Life goes on and on and on
With or without our consent
Ebbing and flowing
With or without our participation
Doing what it does
Perpetual motion cycling
Beginnings and endings
Death and Rebirth
Planting and Harvesting
Pruning and Blossoming
Cocooning and Metamorphosing
My late husband, John, visited me last night in my dream state and connecting with him in this way is so sacred that even though I consider myself an open book, I can feel hesitant to share the experiences fearing the resonance of love, truth and beauty will be lost in my attempt to translate it. He stood there glowing, light gently pouring from him and engulfing me as we smiled together from the depths of us completely integrated, an energetic union standing there as one. He simply said: We had a good time, didn’t we, Gee? I didn’t respond with words. Every fiber of my being resounded Yessssss! Delighting…nodding in agreement at this simple yet profound truth. He added: And there’s more to come. Again, I silently said Yessssss! with all of me. We began to laugh hysterically together as we had done in our life we had shared, yet I knew this was not an attempt for him to remind me of what was rather he was assuring me of what is.
It is just like him to throw these one-line zingers at me, summing up our life together so poetically in the brevity: We had a good time, didn’t we, Gee? That statement reminds me that having a good time, looking for the good in all times is everything and in the end, all that remains is the good that rises from this life. This doesn’t mean there weren’t times that didn’t feel so damn good, facing painful pruning only to blossom magnificently, tumbling clumsily lost in the death of who we were only to be reborn into who we always wanted to become, planting seeds and trusting the bounty of the harvest would come, maybe not on our terms but they would surely come. And there’s (always) more to come.
A friend gave me a print with angels splashed all around it with the message: Faith is the place between where you are and the good things that are sure to come. Sip that in.
Talking to a dear friend from Brownsburg, she said: Just think if you had known your life would be where it is today when John died 2 ½ years ago. Who could have known? The truth is I knew that there was more to come. I knew that in the tragedy there were gifts that I couldn’t yet see because I had to allow the grief to swallow me, shatter me, cut out what was inessential, all that I couldn’t take with me in order to be born again into this new life.

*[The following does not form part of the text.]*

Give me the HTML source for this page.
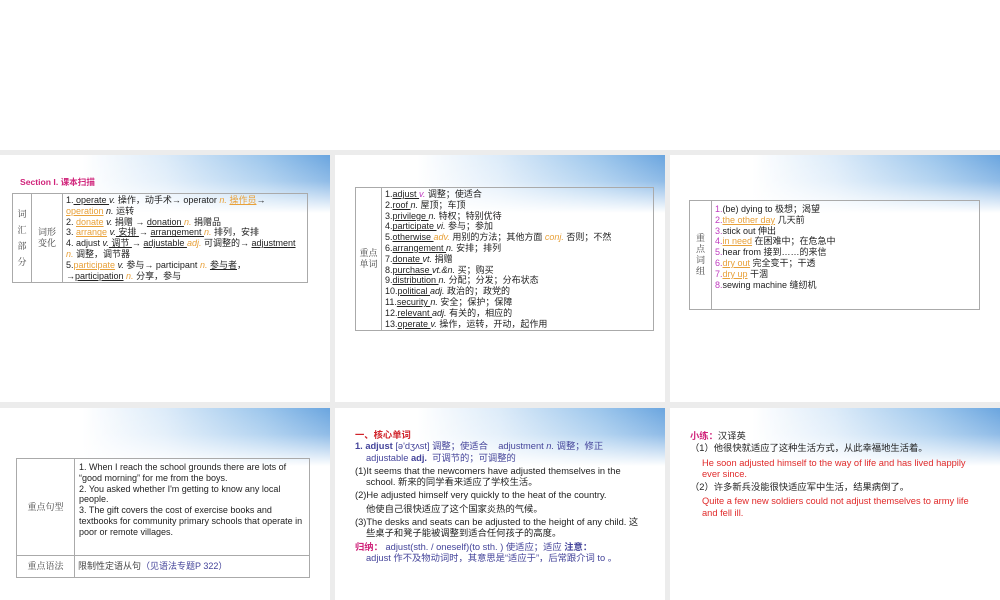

There is no bypassing the death so we must kick and scream and soothe our Self with the knowing that good will surely come.
Good comes because life doing what it does is in perpetual motion cycling beginnings and endings. With or without our consent, life ebbs and flows, taking us where we don’t always want to go. But if we trust that good will come even from the crap we want to pray away, life becomes easier, less bumpy and jolting as we ride the waves whether they are gentle or swift.
The invitation this day is no matter where you are in life to look for the good. Set an intention: I am going to have a good time today! And rest in this knowing: There will be more…There will (always!) be more GOOD to come.